Hate does come easily. I saw its victims travelling in convoy down through Slovenia, Croatia and into Bosnia, in the lines of refugees crawling over the border from Kosovo into Albania, when I met families whose sons and daughters had had their throats cut by Islamic fundamentalists (and government death squads) in Algeria. Yet the people I met in the realms of ultra-nationalism would say that they "loved" their race. If Hitler came to power again, many had privately joked to me, most of their comrades today would be the first up against the wall.

By the end of my journey, BNP leader Nick Griffin was thanking the tabloids for doing his job for him. We seemed to be drowning in a tide of hysteria and isolationism. I had seen how safe lives in leafy suburbs were built on something darker.
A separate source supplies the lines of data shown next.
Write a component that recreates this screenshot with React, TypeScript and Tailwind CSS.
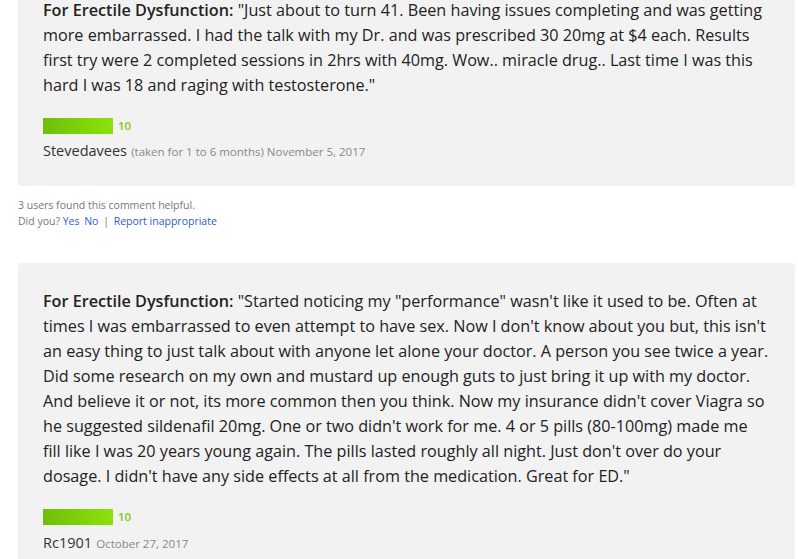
const reviews = [
  {
    lines: [
      '"Just about to turn 41. Been having issues completing and was getting',
      "more embarrassed. I had the talk with my Dr. and was prescribed 30 20mg at $4 each. Results",
      "first try were 2 completed sessions in 2hrs with 40mg. Wow.. miracle drug.. Last time I was this",
      'hard I was 18 and raging with testosterone."',
    ],
    user: "Stevedavees",
    taken: "(taken for 1 to 6 months)",
    date: "November 5, 2017",
  },
  {
    lines: [
      '"Started noticing my "performance" wasn\'t like it used to be. Often at',
      "times I was embarrassed to even attempt to have sex. Now I don't know about you but, this isn't",
      "an easy thing to just talk about with anyone let alone your doctor. A person you see twice a year.",
      "Did some research on my own and mustard up enough guts to just bring it up with my doctor.",
      "And believe it or not, its more common then you think. Now my insurance didn't cover Viagra so",
      "he suggested sildenafil 20mg. One or two didn't work for me. 4 or 5 pills (80-100mg) made me",
      "fill like I was 20 years young again. The pills lasted roughly all night. Just don't over do your",
      'dosage. I didn\'t have any side effects at all from the medication. Great for ED."',
    ],
    user: "Rc1901",
    taken: "",
    date: "October 27, 2017",
  },
];

function Review({ r, first }: { r: (typeof reviews)[number]; first?: boolean }) {
  return (
    <div className={(first ? "mt-[-28px] " : "") + "rounded bg-[#f2f2f2] pl-[25px] pr-3 pt-[26px] pb-[24px]"}>
      <p className="text-[16.2px] leading-[25px] text-[#222]">
        {r.lines.map((line, i) => (
          <span key={i} className="block whitespace-nowrap">
            {i === 0 && <b className="font-semibold text-[#222]">For Erectile Dysfunction: </b>}
            {line}
          </span>
        ))}
      </p>
      <div className="mt-[19px] flex items-center gap-[5px]">
        <div className="h-[16px] w-[70px] bg-gradient-to-r from-[#6fbe0a] to-[#8ee20a]" />
        <span className="text-[11.5px] font-semibold text-[#84c80f]">10</span>
      </div>
      <div className="mt-[6px] leading-[20px]">
        <span className="text-[14.5px] text-[#333]">{r.user}</span>{" "}
        {r.taken && <span className="text-[11.5px] text-[#888]">{r.taken} </span>}
        <span className="text-[11.5px] text-[#888]">{r.date}</span>
      </div>
    </div>
  );
}

export default function App() {
  return (
    <div
      className="min-h-[559px] overflow-hidden bg-white pl-[18px] pr-[3px]"
      style={{ fontFamily: '"Segoe UI", "Open Sans", "Noto Sans", sans-serif' }}
    >
      <Review r={reviews[0]} first />
      <div className="mt-[11px] text-[10.5px] leading-[16px] text-[#777]">
        <p>3 users found this comment helpful.</p>
        <p>
          Did you? <a className="text-[#2a5bd7]">Yes</a> <a className="ml-[2px] text-[#2a5bd7]">No</a>{" "}
          <span className="mx-[2px]">|</span> <a className="text-[#2a5bd7]">Report inappropriate</a>
        </p>
      </div>
      <div className="mt-[34px]">
        <Review r={reviews[1]} />
      </div>
    </div>
  );
}
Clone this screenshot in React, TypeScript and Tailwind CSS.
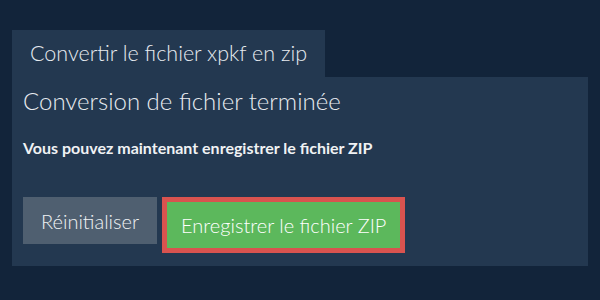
import React from 'react';

const App = () => {
  return (
    <div className="min-h-[300px] bg-[#12243a] px-3 pt-[30px] font-['Lato','Liberation_Sans',sans-serif]">
      {/* Onglet */}
      <div className="inline-flex h-[47px] items-center bg-[#233850] px-[18px] text-[21.5px] font-light text-[#e8ecf0]">
        Convertir le fichier xpkf en zip
      </div>

      {/* Panneau */}
      <div className="h-[189px] bg-[#233850] px-[11px] pt-[8px]">
        <h2 className="text-[24px] font-light leading-[32px] text-[#e8ecf0]">Conversion de fichier terminée</h2>
        <p className="mt-[20px] text-[16px] font-bold leading-[22px] text-[#f0f2f4]">
          Vous pouvez maintenant enregistrer le fichier ZIP
        </p>
        <div className="mt-[38px] flex items-start gap-[5px]">
          <button className="h-[47px] bg-[#4f5f70] px-[18px] text-[20px] font-light text-[#f0f2f4]">Réinitialiser</button>
          <button className="h-[56px] border-[5px] border-[#d9534f] bg-[#5cb85c] px-[14px] text-[20px] font-light text-white">
            Enregistrer le fichier ZIP
          </button>
        </div>
      </div>
    </div>
  );
};

export default App;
And since completing Homeland, the Right has continued its rise, its servants more capable now than mere thugs and hooligans. The line between extremism and the mainstream – us – is increasingly blurred. Fear and xenophobia are suckled by eternal war. Identity fractures, Saddam is captured and patriotism has become the elixir of choice.

Racism has reached beyond the neo-nazi fringe, far beyond the BNP’s 18 council seats. Anti-Semitic incidents are rising across Europe, the attacks often perpetrated by disaffected young Muslims. Sometimes Jews face harassment from both neo-nazis and militant Islam. In Antwerp, after finishing my book, I witnessed for myself how members of the Orthodox Jewish community had turned towards the far-right Vlaams Blok party (which has a third of all votes in the city) for protection. The Blok took its largest ever vote that same year. I talked with Muslims in Belgium and on the streets of the East End in London. These are strange times, forging stranger alliances.

The coming decades will be a time of identity politics, identity beliefs. Let us take stock now. As George Orwell once said: ‘If you want a picture of the future, imagine a boot stamping on a human face – for ever.’ Perhaps Orwell’s predictions are nearer than we think.